Apesar da distância social imposta, permanecemos próximos na oração e em tantas formas de comunhão e solidariedade. Nós precisamos uns dos outros. Temos vivido o luto de perto, especialmente em algumas Entidades da Congregação. No entanto, sabemos que não podemos ficar na aflição ou permitir um paralisante “o que vai acontecer?” nos deixe à deriva. Tudo o que estamos vivendo é uma experiência de Sábado santo, como aquela em que Padre Dehon meditou quando compreendeu, graças a Maria, a João, a Madalena e as mulheres santas, como viver esse dia, um prelúdio para uma nova vida: “Luto, compaixão e amor, estas são as disposições que hoje devo assimilar profundamente para cumprir minha missão como discípulo do Sagrado Coração”. Portanto, em agradecimento, ele reconhece neles “os nossos modelos neste dia de compaixão e reparação. Eles são os únicos amigos fiéis do Coração de Jesus. Vou juntar-me a eles hoje e sempre” {«Deuil, compassion et amour, telles sont les dispositions dont je dois me pénétrer aujourd’hui pour remplir ma mission de disciple du Sacré Coeur […]; nos modèles dans cette journée de compassion et de réparation. Ils sont les seuls amis fidèles du Coeur de Jésus. Je m’unirai à eux aujourd’hui et tous les jours». ASC 3}.

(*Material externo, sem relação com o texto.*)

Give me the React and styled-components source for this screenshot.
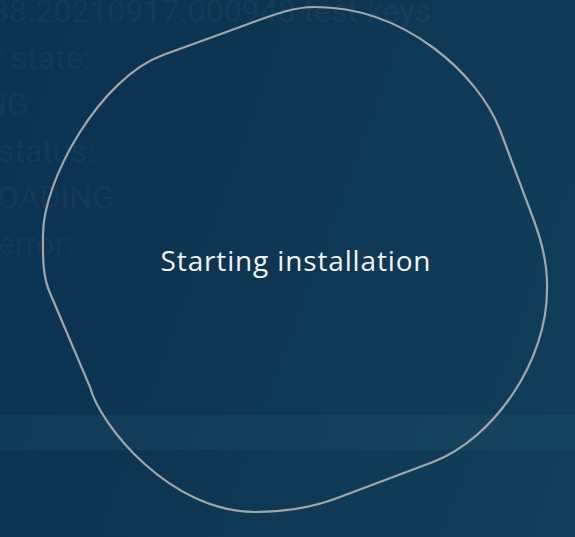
import React from 'react';
import styled, { createGlobalStyle } from 'styled-components';

const GlobalStyle = createGlobalStyle`
    html, body, #root {
        margin: 0;
        padding: 0;
        width: 100%;
        height: 100%;
    }
    body {
        background: #0d3452;
        font-family: Roboto, "Liberation Sans", sans-serif;
    }
`;

const Screen = styled.div`
    position: relative;
    width: 100vw;
    height: 100vh;
    overflow: hidden;
    display: flex;
    flex-direction: column;
    background: linear-gradient(110deg, #0b3250 0%, #0e3653 45%, #123f5a 100%);
`;

const Log = styled.div`
    margin-top: -12px;
    display: flex;
    flex-direction: column;
    font-family: Roboto, "Liberation Sans", sans-serif;
    font-size: 32px;
    line-height: 46.5px;
    color: rgba(255, 255, 255, 0.045);
    white-space: nowrap;
`;

const LogLine = styled.div`
    margin-left: ${p => p.$shift}px;
`;

const Band = styled.div`
    margin-top: auto;
    margin-bottom: 87px;
    height: 35px;
    background: rgba(70, 130, 150, 0.1);
`;

const Blob = styled.div`
    position: absolute;
    top: 6px;
    left: 42px;
    width: 508px;
    height: 508px;
    display: flex;
    align-items: center;
    justify-content: center;
`;

const Outline = styled.svg`
    position: absolute;
    inset: 0;
    width: 100%;
    height: 100%;
    overflow: visible;
`;

const Label = styled.div`
    position: relative;
    font-family: "Open Sans", "Noto Sans", sans-serif;
    font-weight: 400;
    font-size: 28px;
    color: #f2f4f6;
    letter-spacing: 0.85px;
`;

const logLines = [
    { text: '38.20210917.000948 test-keys', shift: -9 },
    { text: 'r state:', shift: -8 },
    { text: 'NG', shift: -16 },
    { text: 'status:', shift: -2 },
    { text: 'OADING', shift: -3 },
    { text: 'error:', shift: -2 },
];

const blobPath = `
    M 315 7
    C 405 7, 478 74, 500 130
    L 530 210
    C 539 233, 548 260, 547 290
    C 547 360, 495 438, 433 462
    L 340 497
    C 312 508, 280 512, 255 512
    C 170 512, 100 425, 90 387
    L 50 293
    C 42 275, 43 255, 43 235
    C 43 180, 100 78, 163 55
    L 240 27
    C 268 17, 290 7, 315 7
    Z
`;

const App = () => {
    return (
        <Screen>
            <GlobalStyle />
            <Log>
                {logLines.map((line, i) => (
                    <LogLine key={i} $shift={line.shift}>{line.text}</LogLine>
                ))}
            </Log>
            <Band />
            <Blob>
                <Outline viewBox="42 6 508 508">
                    <path d={blobPath} fill="none" stroke="#a2a6aa" strokeWidth="2.2" />
                </Outline>
                <Label>Starting installation</Label>
            </Blob>
        </Screen>
    );
};

export default App;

Agradeçamos também a Deus por tantos homens e mulheres, velhos e jovens, que são modelos diários dos quais Deus continua a valer-se para nos fazer conhecer a riqueza do seu Coração e para nos apaixonar mais pelo seu Reino. Reconhecemo-los entre nós, na nossa comunidade, na família, nos nossos lugares de vida e de apostolado? Este ano convidamos todos, precisamente cada comunidade, para que encontre no dia do Coração de Jesus a maneira de expressar sua gratidão a pessoas específicas. Essas pessoas, sem mesmo querer, encorajam-nos com seu testemunho de viver com paixão o caminho do amor e da reparação para o qual nos chama o Coração aberto de Jesus, que continua a amar tanto.
Nele, fraternalmente,
P. Carlos Luis Suárez Codorniú, scj Superior Geral e o seu Conselho (dehoniani.org.)